### Task to carry out
Set the lines down again exactly, first line through the line that contains "const runSlots = [0, 1, 2, 3];", with no pictures.

- - - - - - -

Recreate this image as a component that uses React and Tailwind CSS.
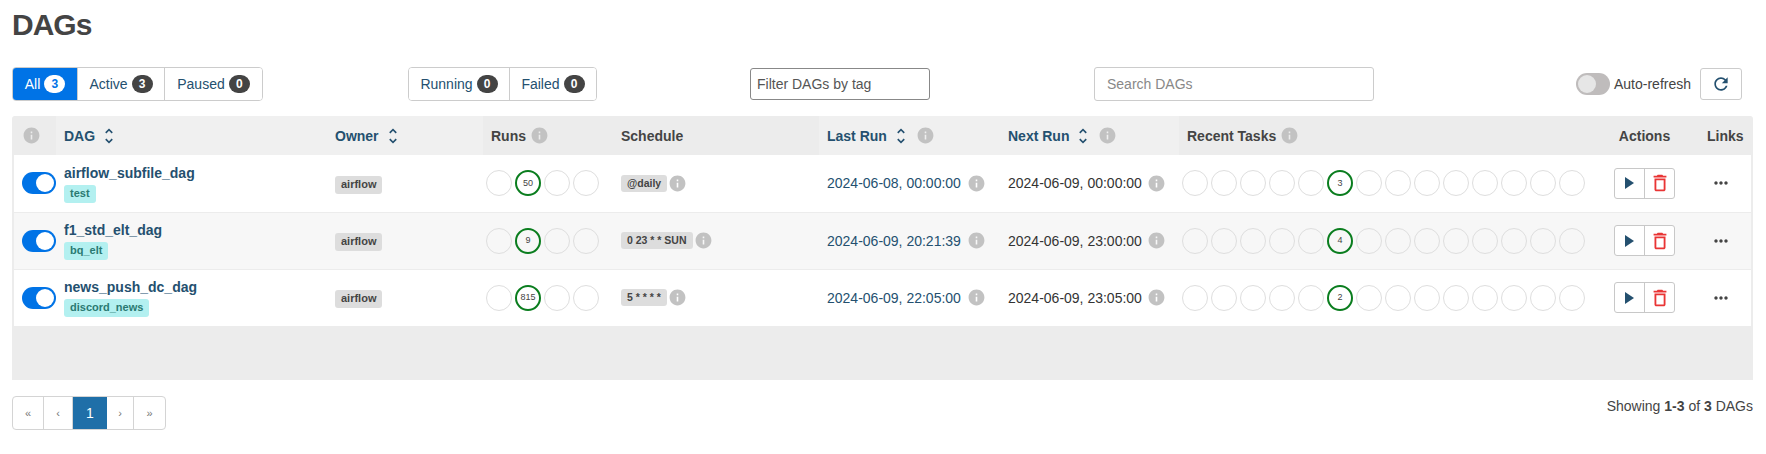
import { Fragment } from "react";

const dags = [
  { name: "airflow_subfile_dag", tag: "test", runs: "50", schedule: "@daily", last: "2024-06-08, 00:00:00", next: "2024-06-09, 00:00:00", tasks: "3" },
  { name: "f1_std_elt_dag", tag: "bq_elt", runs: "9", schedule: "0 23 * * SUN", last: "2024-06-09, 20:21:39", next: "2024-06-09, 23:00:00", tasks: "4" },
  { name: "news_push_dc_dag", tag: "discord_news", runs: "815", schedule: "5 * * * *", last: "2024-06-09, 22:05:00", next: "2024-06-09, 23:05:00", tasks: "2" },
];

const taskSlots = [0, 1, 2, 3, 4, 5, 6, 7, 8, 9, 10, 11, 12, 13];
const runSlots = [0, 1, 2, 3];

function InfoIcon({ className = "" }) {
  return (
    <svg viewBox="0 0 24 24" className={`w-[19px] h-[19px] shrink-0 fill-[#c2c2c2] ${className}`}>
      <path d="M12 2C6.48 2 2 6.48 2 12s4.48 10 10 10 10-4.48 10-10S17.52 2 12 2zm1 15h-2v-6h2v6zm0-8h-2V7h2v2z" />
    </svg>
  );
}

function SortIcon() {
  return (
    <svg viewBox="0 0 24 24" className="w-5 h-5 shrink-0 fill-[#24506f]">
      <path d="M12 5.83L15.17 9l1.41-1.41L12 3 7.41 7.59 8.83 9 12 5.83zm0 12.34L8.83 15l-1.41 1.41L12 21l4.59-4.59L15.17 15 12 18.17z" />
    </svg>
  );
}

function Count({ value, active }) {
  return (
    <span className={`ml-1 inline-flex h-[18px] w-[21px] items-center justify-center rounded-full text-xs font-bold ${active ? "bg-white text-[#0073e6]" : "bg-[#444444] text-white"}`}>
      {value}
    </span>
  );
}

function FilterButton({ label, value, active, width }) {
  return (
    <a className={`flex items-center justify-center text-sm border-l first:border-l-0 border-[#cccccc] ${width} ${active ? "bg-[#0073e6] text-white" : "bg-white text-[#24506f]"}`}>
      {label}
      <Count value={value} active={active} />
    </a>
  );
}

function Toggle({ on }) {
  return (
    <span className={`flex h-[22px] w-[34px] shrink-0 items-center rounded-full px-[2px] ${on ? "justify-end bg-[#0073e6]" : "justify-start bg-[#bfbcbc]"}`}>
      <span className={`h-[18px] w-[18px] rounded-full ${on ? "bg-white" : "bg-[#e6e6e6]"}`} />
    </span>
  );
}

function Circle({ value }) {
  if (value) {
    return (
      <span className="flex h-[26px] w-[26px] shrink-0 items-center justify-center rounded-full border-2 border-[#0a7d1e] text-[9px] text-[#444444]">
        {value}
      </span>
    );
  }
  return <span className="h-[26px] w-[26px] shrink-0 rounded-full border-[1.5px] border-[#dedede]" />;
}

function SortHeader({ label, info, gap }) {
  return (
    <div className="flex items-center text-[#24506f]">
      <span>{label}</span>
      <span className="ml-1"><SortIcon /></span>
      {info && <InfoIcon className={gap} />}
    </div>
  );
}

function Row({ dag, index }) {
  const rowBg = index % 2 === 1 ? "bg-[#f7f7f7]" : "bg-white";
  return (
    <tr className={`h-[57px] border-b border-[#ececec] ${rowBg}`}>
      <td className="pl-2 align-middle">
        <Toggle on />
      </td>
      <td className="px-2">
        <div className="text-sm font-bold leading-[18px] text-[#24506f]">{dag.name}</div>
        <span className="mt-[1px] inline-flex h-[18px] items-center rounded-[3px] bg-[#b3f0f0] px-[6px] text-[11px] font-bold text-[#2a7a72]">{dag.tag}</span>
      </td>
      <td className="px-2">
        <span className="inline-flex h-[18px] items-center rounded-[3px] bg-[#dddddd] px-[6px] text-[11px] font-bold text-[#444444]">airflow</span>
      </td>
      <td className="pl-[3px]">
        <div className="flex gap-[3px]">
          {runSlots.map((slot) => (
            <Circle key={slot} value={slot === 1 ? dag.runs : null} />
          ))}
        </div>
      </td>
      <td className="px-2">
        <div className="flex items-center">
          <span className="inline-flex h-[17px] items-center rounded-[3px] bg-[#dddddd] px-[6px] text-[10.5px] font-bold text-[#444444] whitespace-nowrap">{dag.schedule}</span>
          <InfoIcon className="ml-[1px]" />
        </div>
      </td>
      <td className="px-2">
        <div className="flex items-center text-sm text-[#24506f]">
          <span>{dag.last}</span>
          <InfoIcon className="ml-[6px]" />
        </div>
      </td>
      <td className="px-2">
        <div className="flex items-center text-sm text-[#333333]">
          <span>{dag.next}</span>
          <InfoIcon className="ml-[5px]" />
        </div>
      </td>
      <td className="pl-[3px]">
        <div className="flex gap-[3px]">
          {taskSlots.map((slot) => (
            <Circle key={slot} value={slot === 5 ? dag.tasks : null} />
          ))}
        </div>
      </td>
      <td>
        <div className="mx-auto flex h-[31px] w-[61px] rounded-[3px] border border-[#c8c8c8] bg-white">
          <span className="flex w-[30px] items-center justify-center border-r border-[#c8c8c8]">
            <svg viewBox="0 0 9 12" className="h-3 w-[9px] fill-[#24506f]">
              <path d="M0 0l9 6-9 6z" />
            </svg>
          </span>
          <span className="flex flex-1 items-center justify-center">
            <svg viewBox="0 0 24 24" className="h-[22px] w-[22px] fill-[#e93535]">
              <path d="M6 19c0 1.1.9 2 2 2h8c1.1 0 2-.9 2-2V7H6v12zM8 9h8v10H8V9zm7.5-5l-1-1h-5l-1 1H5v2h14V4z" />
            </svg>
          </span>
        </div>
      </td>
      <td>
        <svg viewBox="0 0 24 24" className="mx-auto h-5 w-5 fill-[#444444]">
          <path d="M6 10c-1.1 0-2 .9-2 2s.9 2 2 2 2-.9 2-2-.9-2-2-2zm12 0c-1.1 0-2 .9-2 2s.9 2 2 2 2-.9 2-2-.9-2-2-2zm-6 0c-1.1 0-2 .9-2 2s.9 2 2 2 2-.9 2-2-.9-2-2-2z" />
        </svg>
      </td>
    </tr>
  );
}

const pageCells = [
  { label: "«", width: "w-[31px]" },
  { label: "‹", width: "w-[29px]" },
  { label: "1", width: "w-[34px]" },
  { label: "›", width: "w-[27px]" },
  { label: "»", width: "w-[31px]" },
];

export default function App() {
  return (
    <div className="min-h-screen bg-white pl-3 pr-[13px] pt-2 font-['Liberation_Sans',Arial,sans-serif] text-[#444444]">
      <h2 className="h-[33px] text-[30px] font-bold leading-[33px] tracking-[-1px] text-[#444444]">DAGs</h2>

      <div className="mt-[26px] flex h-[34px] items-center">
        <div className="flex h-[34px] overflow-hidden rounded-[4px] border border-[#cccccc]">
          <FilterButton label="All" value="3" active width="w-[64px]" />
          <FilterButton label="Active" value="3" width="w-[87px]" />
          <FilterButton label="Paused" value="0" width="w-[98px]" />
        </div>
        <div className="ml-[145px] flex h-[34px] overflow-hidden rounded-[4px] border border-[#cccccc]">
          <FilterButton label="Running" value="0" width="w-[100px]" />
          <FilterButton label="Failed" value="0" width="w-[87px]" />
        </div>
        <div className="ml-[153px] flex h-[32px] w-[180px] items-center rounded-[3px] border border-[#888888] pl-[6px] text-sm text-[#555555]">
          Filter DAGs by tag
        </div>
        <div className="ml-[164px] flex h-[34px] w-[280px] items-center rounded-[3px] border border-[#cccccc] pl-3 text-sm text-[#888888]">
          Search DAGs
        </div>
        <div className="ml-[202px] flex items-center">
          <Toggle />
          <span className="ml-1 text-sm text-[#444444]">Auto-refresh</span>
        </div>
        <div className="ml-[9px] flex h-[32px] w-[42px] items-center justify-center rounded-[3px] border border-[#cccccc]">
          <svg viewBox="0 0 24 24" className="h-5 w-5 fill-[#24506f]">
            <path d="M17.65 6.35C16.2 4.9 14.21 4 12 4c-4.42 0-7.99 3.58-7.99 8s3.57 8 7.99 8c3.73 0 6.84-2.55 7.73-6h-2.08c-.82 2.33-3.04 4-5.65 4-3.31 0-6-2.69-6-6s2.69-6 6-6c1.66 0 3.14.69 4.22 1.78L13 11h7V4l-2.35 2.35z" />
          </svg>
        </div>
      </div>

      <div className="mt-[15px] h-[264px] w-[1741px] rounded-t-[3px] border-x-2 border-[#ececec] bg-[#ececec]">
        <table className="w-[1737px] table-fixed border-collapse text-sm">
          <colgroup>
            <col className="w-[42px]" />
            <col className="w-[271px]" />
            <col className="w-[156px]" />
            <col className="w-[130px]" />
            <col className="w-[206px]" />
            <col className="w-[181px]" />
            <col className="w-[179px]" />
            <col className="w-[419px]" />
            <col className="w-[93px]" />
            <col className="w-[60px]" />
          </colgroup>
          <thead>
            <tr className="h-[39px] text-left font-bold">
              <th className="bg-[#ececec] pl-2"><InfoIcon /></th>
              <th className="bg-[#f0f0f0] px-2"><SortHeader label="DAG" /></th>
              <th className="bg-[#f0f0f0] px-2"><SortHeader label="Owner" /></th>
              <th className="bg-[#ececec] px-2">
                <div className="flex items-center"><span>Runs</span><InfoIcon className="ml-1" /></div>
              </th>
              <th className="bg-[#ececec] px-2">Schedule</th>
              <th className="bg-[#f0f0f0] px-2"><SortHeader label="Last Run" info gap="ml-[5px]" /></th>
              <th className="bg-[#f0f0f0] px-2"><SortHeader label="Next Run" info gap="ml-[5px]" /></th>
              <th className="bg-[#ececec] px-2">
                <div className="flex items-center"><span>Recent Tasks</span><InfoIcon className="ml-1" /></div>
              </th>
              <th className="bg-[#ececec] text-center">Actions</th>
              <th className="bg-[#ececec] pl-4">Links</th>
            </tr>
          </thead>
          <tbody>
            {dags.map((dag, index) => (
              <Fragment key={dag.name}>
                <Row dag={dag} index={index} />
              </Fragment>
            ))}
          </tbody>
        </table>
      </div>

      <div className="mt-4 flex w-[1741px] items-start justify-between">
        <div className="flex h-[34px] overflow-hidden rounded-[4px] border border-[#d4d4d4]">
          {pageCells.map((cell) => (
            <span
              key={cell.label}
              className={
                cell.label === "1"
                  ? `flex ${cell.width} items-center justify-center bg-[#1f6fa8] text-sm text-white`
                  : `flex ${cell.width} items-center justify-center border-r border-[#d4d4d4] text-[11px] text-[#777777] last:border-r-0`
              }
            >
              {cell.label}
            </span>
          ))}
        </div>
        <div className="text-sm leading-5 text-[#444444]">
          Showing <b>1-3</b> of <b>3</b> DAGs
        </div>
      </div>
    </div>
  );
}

- - - - - - -

### Result for this exercise
Recreate this image as a component that uses React and Tailwind CSS.
import { Fragment } from "react";

const dags = [
  { name: "airflow_subfile_dag", tag: "test", runs: "50", schedule: "@daily", last: "2024-06-08, 00:00:00", next: "2024-06-09, 00:00:00", tasks: "3" },
  { name: "f1_std_elt_dag", tag: "bq_elt", runs: "9", schedule: "0 23 * * SUN", last: "2024-06-09, 20:21:39", next: "2024-06-09, 23:00:00", tasks: "4" },
  { name: "news_push_dc_dag", tag: "discord_news", runs: "815", schedule: "5 * * * *", last: "2024-06-09, 22:05:00", next: "2024-06-09, 23:05:00", tasks: "2" },
];

const taskSlots = [0, 1, 2, 3, 4, 5, 6, 7, 8, 9, 10, 11, 12, 13];
const runSlots = [0, 1, 2, 3];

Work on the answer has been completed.